A: "Got it! Keep him distracted and I'll hide the stash in our closet."


M: "Look at him, just workin' it for the camera. He's trying to steal our momma's heart, I just know it!"


A: "Yeah, he can work the camera all he wants but I'm not worried. Momma told poppa she's taking the picture so she can post it around the neighborhood and at the pet store. She's trying to find Ratman's humans."


M: "Whew! That's great news. I heard Ratman growlin' at big bro Cap'n Morgan. He's got some nerve man."


A: "Yeah, I hear ya. Let's keep an eye on our green feathered brother. Ratman can't be trusted just yet."


M: "Awww, man, Achilles! Are you sure? He's really hammin' it up for the camera. I don't trust him. I think he's trying to steal our momma!"


A: "Hmmm, you may be right. Let's go over and give her kisses to remind her who REALLY loves her."


M: "Mmmmmm, I don't know about that big bro. She seems pretty mad at the television right now. I think the Bears might be trying to give the game away to the Giants. She's yelling something awful at poppa's big screen. Maybe we should wait until later?"
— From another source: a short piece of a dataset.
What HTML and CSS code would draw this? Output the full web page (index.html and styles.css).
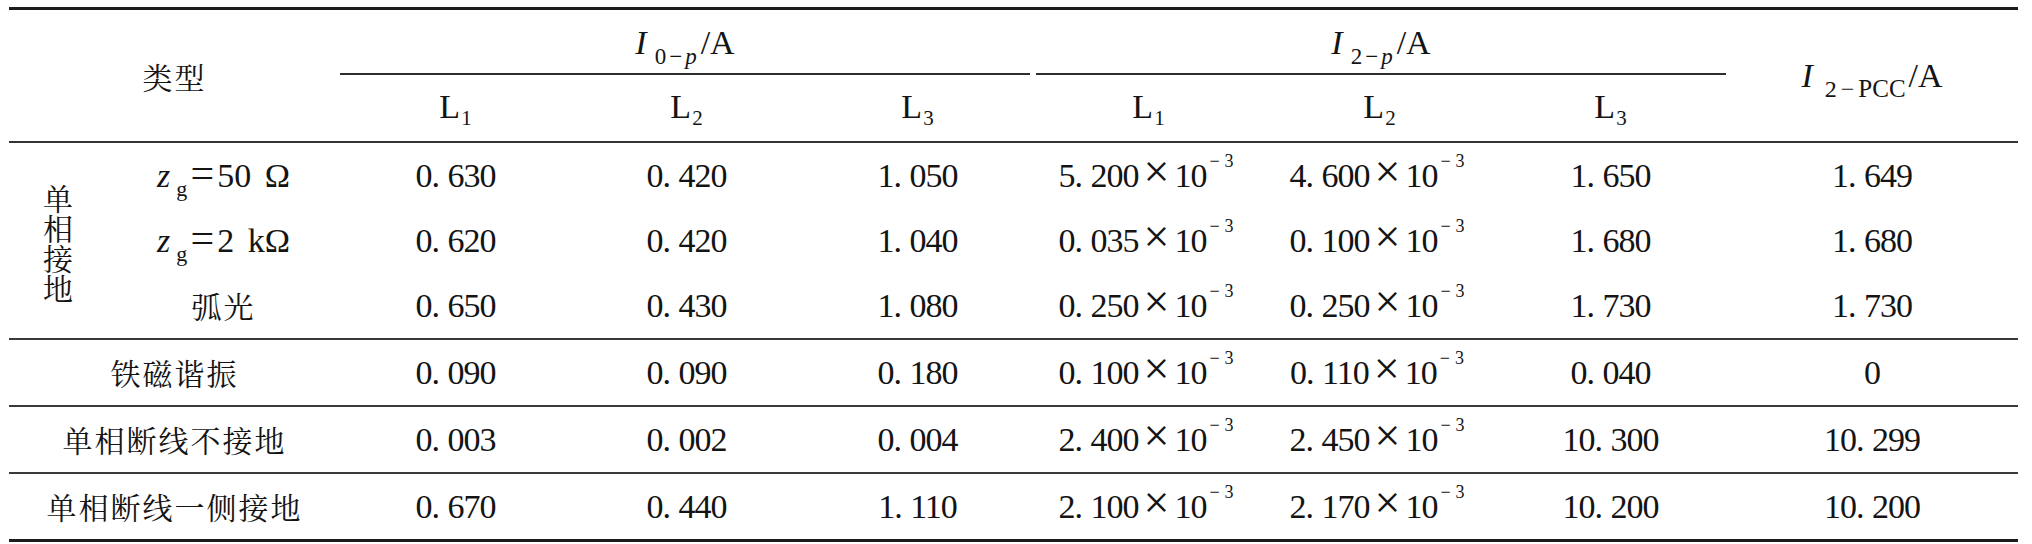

A: "Nope, I'm going over to plop my ass down right next to her and cheer on the Bears. You should come too. That always wins her over."


M: "Ok, let's go!"


A: "Make sure Ratman doesn't follow us...."

4 comments:

ChiTown Girl said...

That has got to be one of the funniest things I've read in a long time! Well done!

Me said...

OMG this is soooooo damn cute! And yes you are an expert at detecting doggie speak. It really looks to me like Jackson does NOT want to go anywhere. He seems to think that he's home.

Jennifer and Jason said...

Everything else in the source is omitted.